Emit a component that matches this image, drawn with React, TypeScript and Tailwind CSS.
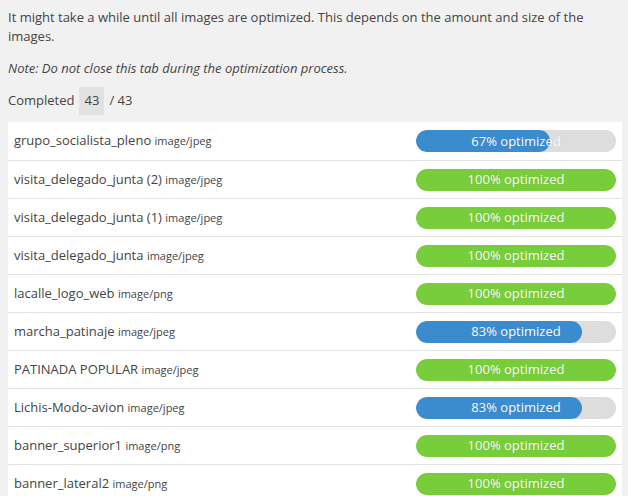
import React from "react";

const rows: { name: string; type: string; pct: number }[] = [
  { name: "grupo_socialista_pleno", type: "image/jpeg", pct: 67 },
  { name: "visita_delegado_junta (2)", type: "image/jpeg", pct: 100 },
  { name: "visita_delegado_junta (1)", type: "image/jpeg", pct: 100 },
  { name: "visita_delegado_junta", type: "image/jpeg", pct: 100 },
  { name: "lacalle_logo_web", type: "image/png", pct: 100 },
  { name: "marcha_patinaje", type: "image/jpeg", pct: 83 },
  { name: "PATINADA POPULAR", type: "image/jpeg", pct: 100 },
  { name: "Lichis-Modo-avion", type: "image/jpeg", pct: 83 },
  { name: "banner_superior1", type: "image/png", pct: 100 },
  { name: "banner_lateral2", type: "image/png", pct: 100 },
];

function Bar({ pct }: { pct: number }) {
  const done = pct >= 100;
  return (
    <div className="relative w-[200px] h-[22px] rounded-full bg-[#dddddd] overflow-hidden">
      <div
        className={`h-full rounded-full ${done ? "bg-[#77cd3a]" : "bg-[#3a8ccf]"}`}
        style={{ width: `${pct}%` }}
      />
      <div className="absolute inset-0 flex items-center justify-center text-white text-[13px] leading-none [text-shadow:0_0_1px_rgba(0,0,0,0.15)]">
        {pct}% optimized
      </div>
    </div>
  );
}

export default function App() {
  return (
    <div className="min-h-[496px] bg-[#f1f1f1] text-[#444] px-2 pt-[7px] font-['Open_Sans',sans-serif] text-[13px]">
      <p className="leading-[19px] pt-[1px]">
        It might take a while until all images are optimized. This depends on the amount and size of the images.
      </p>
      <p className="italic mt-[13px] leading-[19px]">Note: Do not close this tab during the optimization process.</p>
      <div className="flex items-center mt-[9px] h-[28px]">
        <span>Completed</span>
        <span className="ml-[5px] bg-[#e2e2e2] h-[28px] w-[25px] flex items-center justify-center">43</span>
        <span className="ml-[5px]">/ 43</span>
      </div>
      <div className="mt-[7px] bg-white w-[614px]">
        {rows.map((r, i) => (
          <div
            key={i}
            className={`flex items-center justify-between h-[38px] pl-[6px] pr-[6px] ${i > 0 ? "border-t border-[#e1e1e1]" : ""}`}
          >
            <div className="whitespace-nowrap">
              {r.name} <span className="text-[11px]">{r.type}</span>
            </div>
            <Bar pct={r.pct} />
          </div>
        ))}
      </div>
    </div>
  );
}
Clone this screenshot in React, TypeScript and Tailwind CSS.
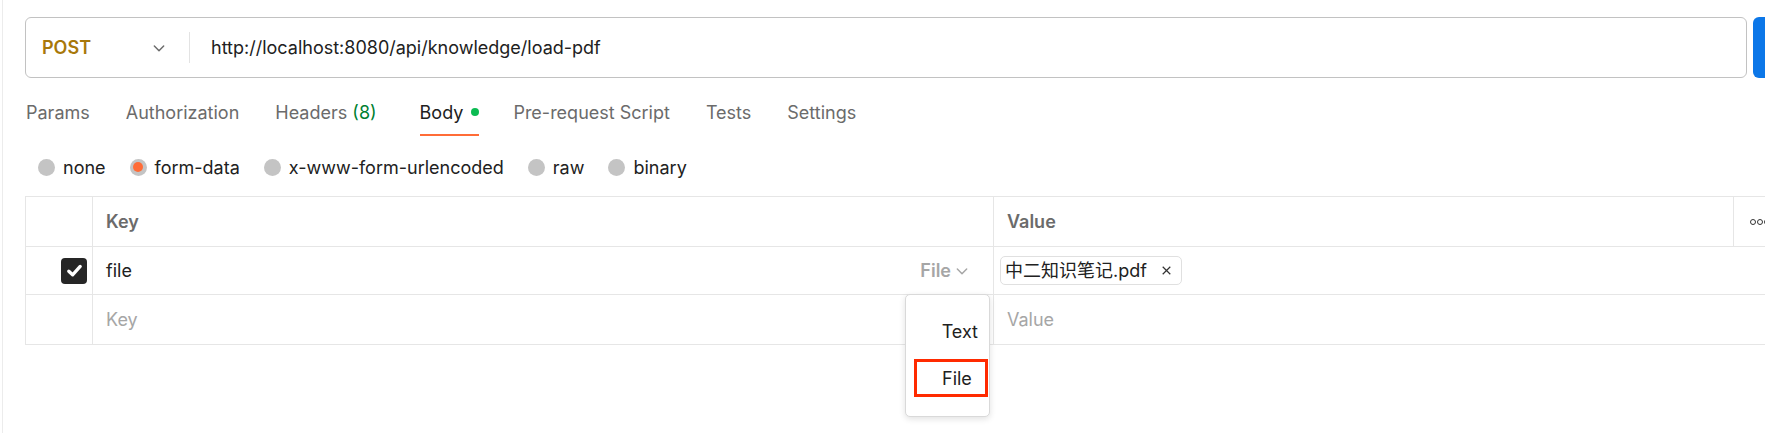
* * * * *
Repeat the material above in full and exactly, omitting the pictures.

Emit a component that matches this image, drawn with React, TypeScript and Tailwind CSS.
import React from "react";

const rows: { name: string; type: string; pct: number }[] = [
  { name: "grupo_socialista_pleno", type: "image/jpeg", pct: 67 },
  { name: "visita_delegado_junta (2)", type: "image/jpeg", pct: 100 },
  { name: "visita_delegado_junta (1)", type: "image/jpeg", pct: 100 },
  { name: "visita_delegado_junta", type: "image/jpeg", pct: 100 },
  { name: "lacalle_logo_web", type: "image/png", pct: 100 },
  { name: "marcha_patinaje", type: "image/jpeg", pct: 83 },
  { name: "PATINADA POPULAR", type: "image/jpeg", pct: 100 },
  { name: "Lichis-Modo-avion", type: "image/jpeg", pct: 83 },
  { name: "banner_superior1", type: "image/png", pct: 100 },
  { name: "banner_lateral2", type: "image/png", pct: 100 },
];

function Bar({ pct }: { pct: number }) {
  const done = pct >= 100;
  return (
    <div className="relative w-[200px] h-[22px] rounded-full bg-[#dddddd] overflow-hidden">
      <div
        className={`h-full rounded-full ${done ? "bg-[#77cd3a]" : "bg-[#3a8ccf]"}`}
        style={{ width: `${pct}%` }}
      />
      <div className="absolute inset-0 flex items-center justify-center text-white text-[13px] leading-none [text-shadow:0_0_1px_rgba(0,0,0,0.15)]">
        {pct}% optimized
      </div>
    </div>
  );
}

export default function App() {
  return (
    <div className="min-h-[496px] bg-[#f1f1f1] text-[#444] px-2 pt-[7px] font-['Open_Sans',sans-serif] text-[13px]">
      <p className="leading-[19px] pt-[1px]">
        It might take a while until all images are optimized. This depends on the amount and size of the images.
      </p>
      <p className="italic mt-[13px] leading-[19px]">Note: Do not close this tab during the optimization process.</p>
      <div className="flex items-center mt-[9px] h-[28px]">
        <span>Completed</span>
        <span className="ml-[5px] bg-[#e2e2e2] h-[28px] w-[25px] flex items-center justify-center">43</span>
        <span className="ml-[5px]">/ 43</span>
      </div>
      <div className="mt-[7px] bg-white w-[614px]">
        {rows.map((r, i) => (
          <div
            key={i}
            className={`flex items-center justify-between h-[38px] pl-[6px] pr-[6px] ${i > 0 ? "border-t border-[#e1e1e1]" : ""}`}
          >
            <div className="whitespace-nowrap">
              {r.name} <span className="text-[11px]">{r.type}</span>
            </div>
            <Bar pct={r.pct} />
          </div>
        ))}
      </div>
    </div>
  );
}
Clone this screenshot in React, TypeScript and Tailwind CSS.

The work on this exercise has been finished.